Thursday, March 24, 2016
Steve R. Akers (Senior Fiduciary Counsel, Bessemer Trust) recently published an article entitled, Estate of Holliday v. Commissioner, T.C. Memo 2016-51, Bessemer Trust, March 24, 2016. Provided below is an abstract of the article:
The court concluded that no legitimate and significant reasons for creating an FLP existed and that partnership assets were included in the decedent’s estate without a discount in Estate of Holliday v. Commissioner, T.C. Memo 2016-51 (Judge Gerber). The decedent moved to a nursing home in 2003 and her financial affairs were managed by her son under a power of attorney. She created a limited partnership in which she was the 99.9% limited partner, and her wholly owned LLC was the 0.1% general partner. A week later she contributed $5.9 million of marketable securities to the partnership and on that same day sold all of her membership interest in the LLC to her sons and gave a 10% limited partnership interest to an irrevocable trust. She retained significant assets outside the partnership. The partnership made one relatively small ($35,000) pro rata distribution. She died about two years later, and her estate claimed a 40% discount for her remaining 89.9% limited partnership interest.

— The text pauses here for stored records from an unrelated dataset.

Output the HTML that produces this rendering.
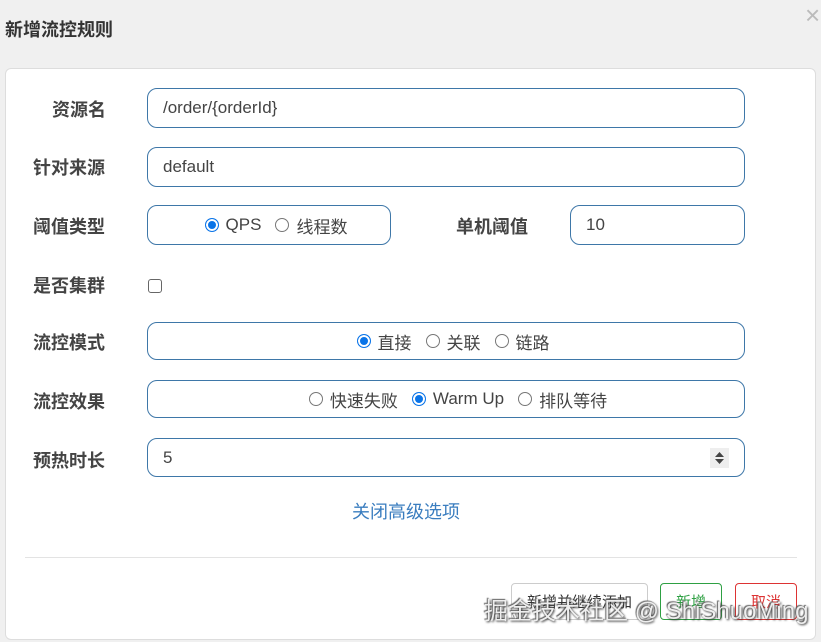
<!DOCTYPE html>
<html><head><meta charset="utf-8"><style>
*{box-sizing:border-box;margin:0;padding:0}
body{width:821px;height:642px;background:#f0f0f0;position:relative;overflow:hidden;font-family:"Liberation Sans","Noto Sans CJK SC",sans-serif;color:#333}
.abs{position:absolute}
.title{left:5px;top:16px;font-size:18px;font-weight:bold;color:#333}
.close{left:805px;top:0px;font-size:26px;color:#bbb}
.panel{left:5px;top:68px;width:811px;height:572px;background:#fff;border:1px solid #ddd;border-radius:6px}
.lab{left:33px;font-size:18px;font-weight:bold;color:#444;line-height:20px}
.box{border:1px solid #3e77a8;border-radius:10px;font-size:17px;color:#444;display:flex;align-items:center}
.txt{padding-left:15px}
.cen{justify-content:center}
.r{display:inline-block;width:14px;height:14px;border:1.5px solid #777;border-radius:50%;margin:0 7px 0 14px;vertical-align:-1px;flex:none}
.r.on{border:1.5px solid #0a74e8;background:#0a74e8;box-shadow:inset 0 0 0 2px #fff}
.btn{top:583px;height:37px;border-radius:4px;font-size:15px;display:flex;align-items:center;justify-content:center;background:#fff}
.wm{left:484px;top:591px;font-size:24px;color:#eee;text-shadow:1px 1px 2px #333,-1px -1px 1px #666;white-space:nowrap}
</style></head><body>
<div class="abs title">新增流控规则</div>
<div class="abs close">×</div>
<div class="abs panel"></div>

<div class="abs lab" style="top:100px;left:52px">资源名</div>
<div class="abs box txt" style="left:147px;top:88px;width:598px;height:40px">/order/{orderId}</div>

<div class="abs lab" style="top:158px">针对来源</div>
<div class="abs box txt" style="left:147px;top:147px;width:598px;height:40px">default</div>

<div class="abs lab" style="top:217px">阈值类型</div>
<div class="abs box cen" style="left:147px;top:205px;width:244px;height:40px"><span class="r on"></span>QPS<span class="r"></span>线程数</div>
<div class="abs lab" style="top:217px;left:456px">单机阈值</div>
<div class="abs box txt" style="left:570px;top:205px;width:175px;height:40px">10</div>

<div class="abs lab" style="top:276px">是否集群</div>
<div class="abs" style="left:148px;top:279px;width:14px;height:14px;border:1.5px solid #666;border-radius:3px"></div>

<div class="abs lab" style="top:333px">流控模式</div>
<div class="abs box cen" style="left:147px;top:322px;width:598px;height:38px"><span class="r on"></span>直接<span class="r"></span>关联<span class="r"></span>链路</div>

<div class="abs lab" style="top:392px">流控效果</div>
<div class="abs box cen" style="left:147px;top:380px;width:598px;height:38px;padding-left:10px"><span class="r"></span>快速失败<span class="r on"></span>Warm Up<span class="r"></span>排队等待</div>

<div class="abs lab" style="top:451px">预热时长</div>
<div class="abs box txt" style="left:147px;top:438px;width:598px;height:39px">5</div>
<div class="abs" style="left:710px;top:448px;width:19px;height:20px;background:#eee"><svg width="19" height="20"><path d="M5 9 L9.5 4 L14 9Z M5 11 L9.5 16 L14 11Z" fill="#444"/></svg></div>

<div class="abs" style="left:352px;top:498px;font-size:18px;color:#3a7dbf">关闭高级选项</div>
<div class="abs" style="left:25px;top:557px;width:772px;height:1px;background:#e3e3e3"></div>

<div class="abs btn" style="left:511px;width:137px;border:1px solid #ccc;color:#333">新增并继续添加</div>
<div class="abs btn" style="left:660px;width:62px;border:1px solid #2ea043;color:#2ea043">新增</div>
<div class="abs btn" style="left:735px;width:62px;border:1px solid #d33;color:#d33">取消</div>
<div class="abs wm">掘金技术社区 @ ShiShuoMing</div>
</body></html>
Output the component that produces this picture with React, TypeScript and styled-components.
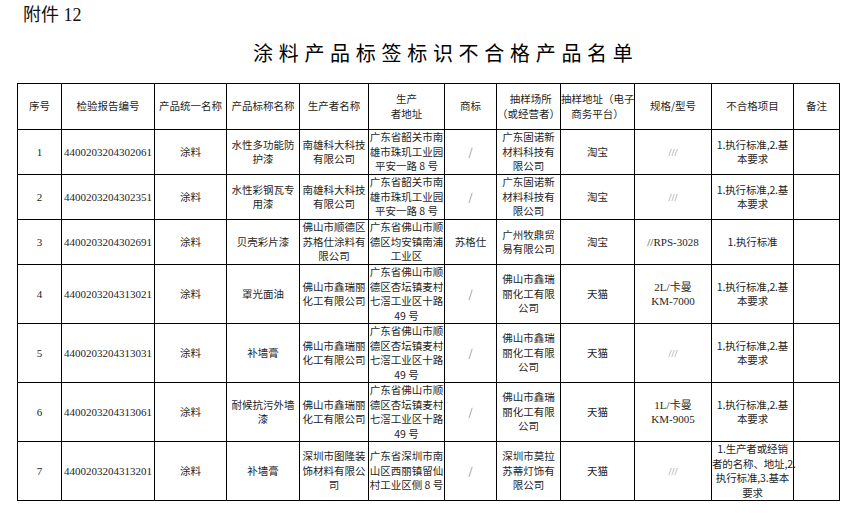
import React, { ReactElement } from 'react';
import styled, { createGlobalStyle } from 'styled-components';

type Row = {
  no: string;
  report: string;
  category: string;
  product: string[];
  producer: string[];
  address: string[];
  brand: string;
  seller: string[];
  platform: string;
  model: string[];
  fails: string[];
  height: number;
};

const ADDR_SG = ['广东省韶关市南', '雄市珠玑工业园', '平安一路 8 号'];
const ADDR_FS = ['广东省佛山市顺', '德区杏坛镇麦村', '七滘工业区十路', '49 号'];
const SELLER_GN = ['广东固诺新', '材料科技有', '限公司'];
const SELLER_XR = ['佛山市鑫瑞', '丽化工有限', '公司'];
const FAIL_2 = ['1.执行标准,2.基', '本要求'];

const rows: Row[] = [
  {
    no: '1', report: '4400203204302061', category: '涂料', product: ['水性多功能防', '护漆'],
    producer: ['南雄科大科技', '有限公司'], address: ADDR_SG, brand: '/', seller: SELLER_GN,
    platform: '淘宝', model: ['///'], fails: FAIL_2, height: 45,
  },
  {
    no: '2', report: '4400203204302351', category: '涂料', product: ['水性彩钢瓦专', '用漆'],
    producer: ['南雄科大科技', '有限公司'], address: ADDR_SG, brand: '/', seller: SELLER_GN,
    platform: '淘宝', model: ['///'], fails: FAIL_2, height: 45,
  },
  {
    no: '3', report: '4400203204302691', category: '涂料', product: ['贝壳彩片漆'],
    producer: ['佛山市顺德区', '苏格仕涂料有', '限公司'], address: ['广东省佛山市顺', '德区均安镇南浦', '工业区'],
    brand: '苏格仕', seller: ['广州牧鼎贸', '易有限公司'], platform: '淘宝', model: ['//RPS-3028'],
    fails: ['1.执行标准'], height: 45,
  },
  {
    no: '4', report: '4400203204313021', category: '涂料', product: ['罩光面油'],
    producer: ['佛山市鑫瑞丽', '化工有限公司'], address: ADDR_FS, brand: '/', seller: SELLER_XR,
    platform: '天猫', model: ['2L/卡曼', 'KM-7000'], fails: FAIL_2, height: 59,
  },
  {
    no: '5', report: '4400203204313031', category: '涂料', product: ['补墙膏'],
    producer: ['佛山市鑫瑞丽', '化工有限公司'], address: ADDR_FS, brand: '/', seller: SELLER_XR,
    platform: '天猫', model: ['///'], fails: FAIL_2, height: 59,
  },
  {
    no: '6', report: '4400203204313061', category: '涂料', product: ['耐候抗污外墙', '漆'],
    producer: ['佛山市鑫瑞丽', '化工有限公司'], address: ADDR_FS, brand: '/', seller: SELLER_XR,
    platform: '天猫', model: ['1L/卡曼', 'KM-9005'], fails: FAIL_2, height: 59,
  },
  {
    no: '7', report: '4400203204313201', category: '涂料', product: ['补墙膏'],
    producer: ['深圳市图隆装', '饰材料有限公', '司'], address: ['广东省深圳市南', '山区西丽镇留仙', '村工业区侧 8 号'],
    brand: '/', seller: ['深圳市莫拉', '苏蒂灯饰有', '限公司'], platform: '天猫', model: ['///'],
    fails: ['1.生产者或经销', '者的名称、地址,2.', '执行标准,3.基本', '要求'], height: 58,
  },
];

const colWidths = [44, 93, 72, 73, 69, 76, 52, 64, 74, 77, 82, 46];

const headers: string[][] = [
  ['序号'], ['检验报告编号'], ['产品统一名称'], ['产品标称名称'], ['生产者名称'],
  ['生产', '者地址'], ['商标'], ['\u00a0\u00a0抽样场所', '（或经营者）'], ['抽样地址（电子', '商务平台）'],
  ['规格/型号'], ['不合格项目'], ['备注'],
];

const Lines = ({ lines }: { lines: string[] }): ReactElement => (
  <>
    {lines.map((l, i) => (
      <React.Fragment key={i}>
        {i > 0 && <br />}
        {l}
      </React.Fragment>
    ))}
  </>
);

const App: React.FC = (): ReactElement => (
  <>
    <GlobalStyle />
    <Page>
      <Annex>附件 12</Annex>
      <Title>涂料产品标签标识不合格产品名单</Title>
      <Table>
        <colgroup>
          {colWidths.map((w, i) => (
            <col key={i} style={{ width: w }} />
          ))}
        </colgroup>
        <thead>
          <HeadRow>
            {headers.map((h, i) => (
              <Cell key={i}>
                <Lines lines={h} />
              </Cell>
            ))}
          </HeadRow>
        </thead>
        <tbody>
          {rows.map((r) => (
            <BodyRow key={r.no} h={r.height}>
              <Cell serif>{r.no}</Cell>
              <Cell serif>{r.report}</Cell>
              <Cell>{r.category}</Cell>
              <Cell><Lines lines={r.product} /></Cell>
              <Cell><Lines lines={r.producer} /></Cell>
              <Cell><Lines lines={r.address} /></Cell>
              <Cell muted={r.brand === '/'}>{r.brand}</Cell>
              <Cell><Lines lines={r.seller} /></Cell>
              <Cell>{r.platform}</Cell>
              <Cell serif muted={r.model[0] === '///'}><Lines lines={r.model} /></Cell>
              <Cell tight><Lines lines={r.fails} /></Cell>
              <Cell />
            </BodyRow>
          ))}
        </tbody>
      </Table>
    </Page>
  </>
);

const GlobalStyle = createGlobalStyle`
  html, body {
    margin: 0;
    padding: 0;
    background: #ffffff;
  }
  body {
    font-family: "Noto Sans CJK SC", sans-serif;
    color: #1e1e1e;
  }
`;

const Page = styled.div`
  width: 853px;
  height: 513px;
  overflow: hidden;
  display: flex;
  flex-direction: column;
  padding: 4px 0 0 17px;
  box-sizing: border-box;
`;

const Annex = styled.div`
  font-family: "Liberation Serif", "Noto Sans CJK SC", serif;
  font-size: 18px;
  line-height: 22px;
  padding-left: 6px;
  color: #111;
`;

const Title = styled.div`
  margin-top: 15px;
  padding-left: 236px;
  font-family: "Noto Sans CJK SC", sans-serif;
  font-size: 20px;
  line-height: 24px;
  letter-spacing: 5.7px;
  font-weight: 400;
  color: #000;
`;

const Table = styled.table`
  margin-top: 18px;
  width: 822px;
  table-layout: fixed;
  border-collapse: collapse;
  font-size: 10.5px;
  line-height: 14.5px;
`;

const HeadRow = styled.tr`
  height: 46px;
`;

const BodyRow = styled.tr<{ h: number }>`
  height: ${({ h }) => h}px;
`;

const Cell = styled.td<{ serif?: boolean; muted?: boolean; tight?: boolean }>`
  border: 1px solid #000;
  padding: 0;
  text-align: center;
  vertical-align: middle;
  white-space: nowrap;
  overflow: visible;
  letter-spacing: ${({ tight }) => (tight ? '-0.15px' : 'normal')};
  font-family: ${({ serif }) =>
    serif ? '"Liberation Serif", "Noto Sans CJK SC", serif' : '"Noto Sans CJK SC", sans-serif'};
  font-size: ${({ serif }) => (serif ? '11px' : '10.5px')};
  color: ${({ muted }) => (muted ? '#8a8a8a' : '#1e1e1e')};
`;

export default App;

The IRS argued that the transfer of assets to the partnership triggered §2036(a) (1), requiring that the partnership assets be included in her estate without a discount. Section 2036(a)(1) requires that (i) the decedent made an inter vivos transfer of property, (ii) the decedent retained (either explicitly or by implied agreement) the possession or enjoyment of, or the right the income from the property, and (iii) the transfer was not a bona fide sale for adequate and full consideration. The contribution of assets to the FLP constituted an inter vivos transfer of property, satisfying the first required element. The court focused on the last two required elements.